The Egyptian Ambassador to the United Nations Amr Abu Atta called on Tuesday for an “expedited end to the Israeli occupation” of the Palestinian territories during a UN Security Council meeting.
The ambassador’s comments come just days before indirect peace talks between Israeli and Palestinian authorities are set to resume in Cairo.
In a statement released by the Egyptian foreign ministry, Abu Atta said that “claims that [Israel] invoked to justify continued occupation and siege on Gaza are contrary to logic”. Abu Atta said this was evidenced by three Israeli sieges on the Gaza in the last decade alone.
Egypt has consistently pushed for a two-state solution divided among 1967 borders with a Palestinian capital in East Jerusalem.
“It’s time to end the conflict without delay,” Abu Atta said, echoing the words used by Egyptian President Abdel Fattah Al-Sisi at the recent Gaza reconstruction donor conference in Cairo.
The reconstruction donor conference was by most measures a success, raising a total of $5.4bn for reconstruction efforts in the battered strip.
“I urge the international community to move quickly to deliver much needed assistance,” UN Secretary General Ban Ki-moon said at Tuesday’s Security Council meeting. “Nothing could have prepared me for what I witnessed in Gaza.”
“I fully understand the security threat to Israel from rockets above and tunnels below,” Ban continued. “At the same time, the scale of the destruction in Gaza has left deep questions about proportionality and the need for accountability.”
Palestinian and Israeli officials have traded heated comments leading up to this month’s continuation of peace talks.
On Monday, Israeli Minister of Defence Moshe Ya’alon told Ban that Israel would not allow construction materials into Gaza if Palestinians planned on rebuilding what Israel refers to as “terror tunnels”. The minister added that these tunnels could be used to stage attacks on Israeli targets.
Hamas spokesman Sami Abu Zuhri responded Tuesday that Ya’alon’s comments are “blackmail”. He added that such comments “emphasise the reluctance of [Israel] in the lifting the blockade and facilitating the entry of reconstruction materials”.
Ban said he witnessed the first shipments of “urgently needed construction materials” enter the Gaza Strip during his recent visit. He added that it remains unclear if any of the money donated at the reconstruction conference has been transferred to Palestinian officials.
Leading up to the reconstruction conference, international rights watchdog Human Rights Watch (HRW) vocally urged donors at the conference to end the Israeli blockade, calling it “collective punishment” on Gazans.
In a mid-October statement, HRW said Israeli restrictions on the movement of people and goods into and out of Gaza “harm people’s access to water, education, and other fundamental rights”. The statement added that imposed restrictions “hinder sustainable recovery” in the besieged strip.
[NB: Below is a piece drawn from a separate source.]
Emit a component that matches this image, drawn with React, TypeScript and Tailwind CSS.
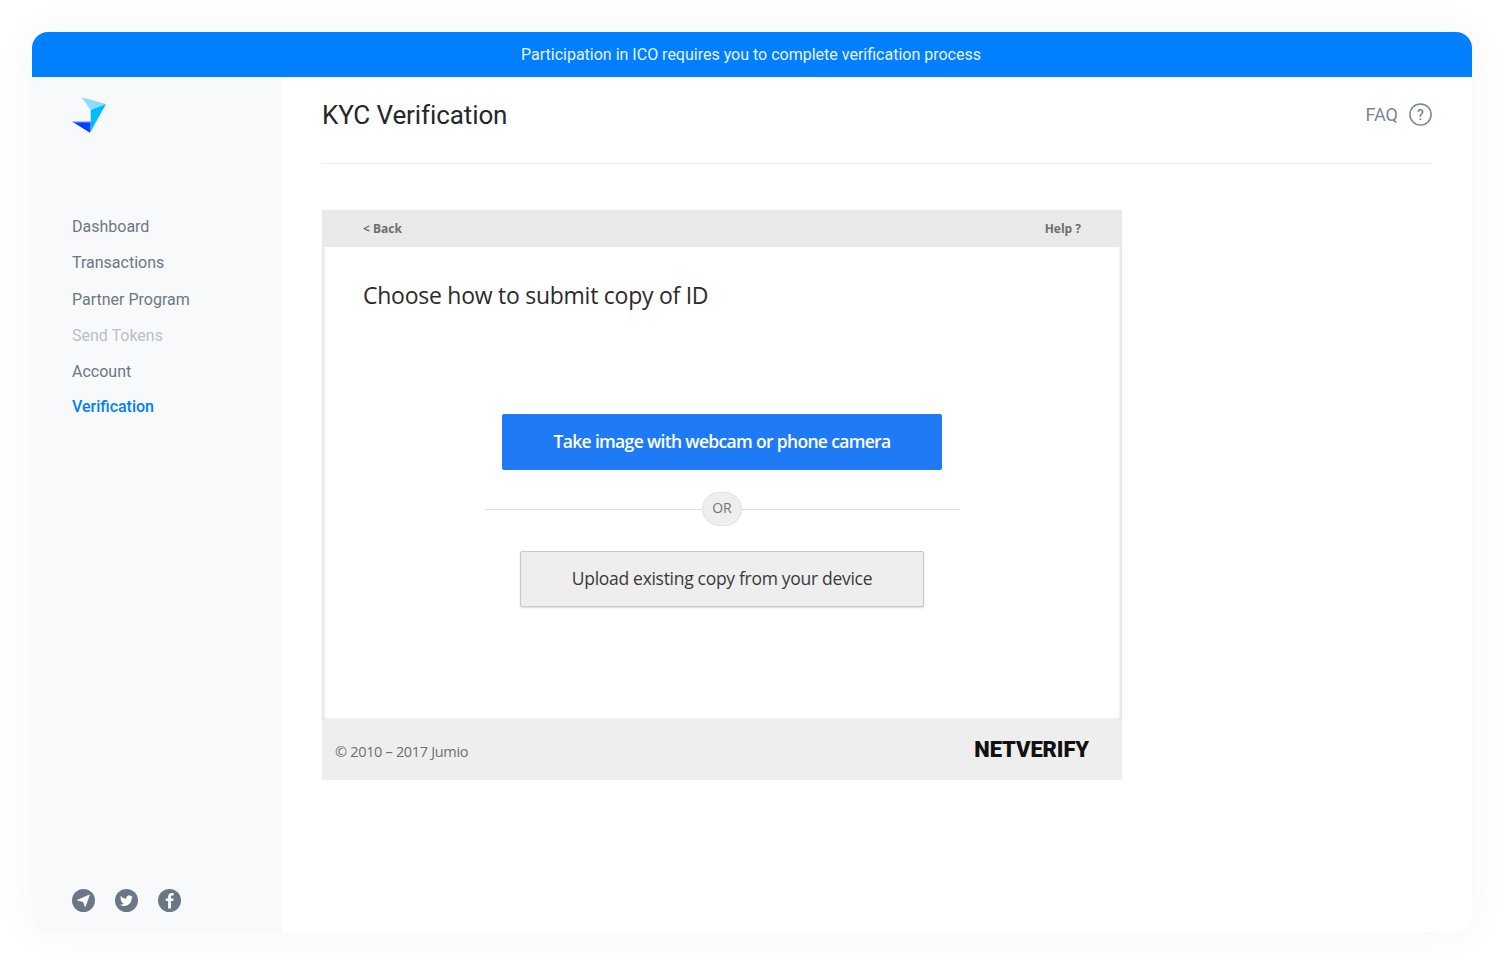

“Donors who keep footing the bill to rebuild Gaza should insist that Israel lift unjustified restrictions that are worsening a grim humanitarian situation and needlessly punishing civilians,” said Sarah Leah Whitson, HRW’s Middle East and North Africa director.
The current land, air and sea blockade of the Gaza Strip has been enforced since 2007 when Hamas took control of government institutions. It has prevented agricultural and commercial goods, as well as food, fuel, medicine and other necessities from reaching Palestinians.
Egypt’s single border crossing with the besieged strip, the Rafah crossing, has been largely kept closed since 2007, which, according to HRW, “reinforces” the Israeli blockade.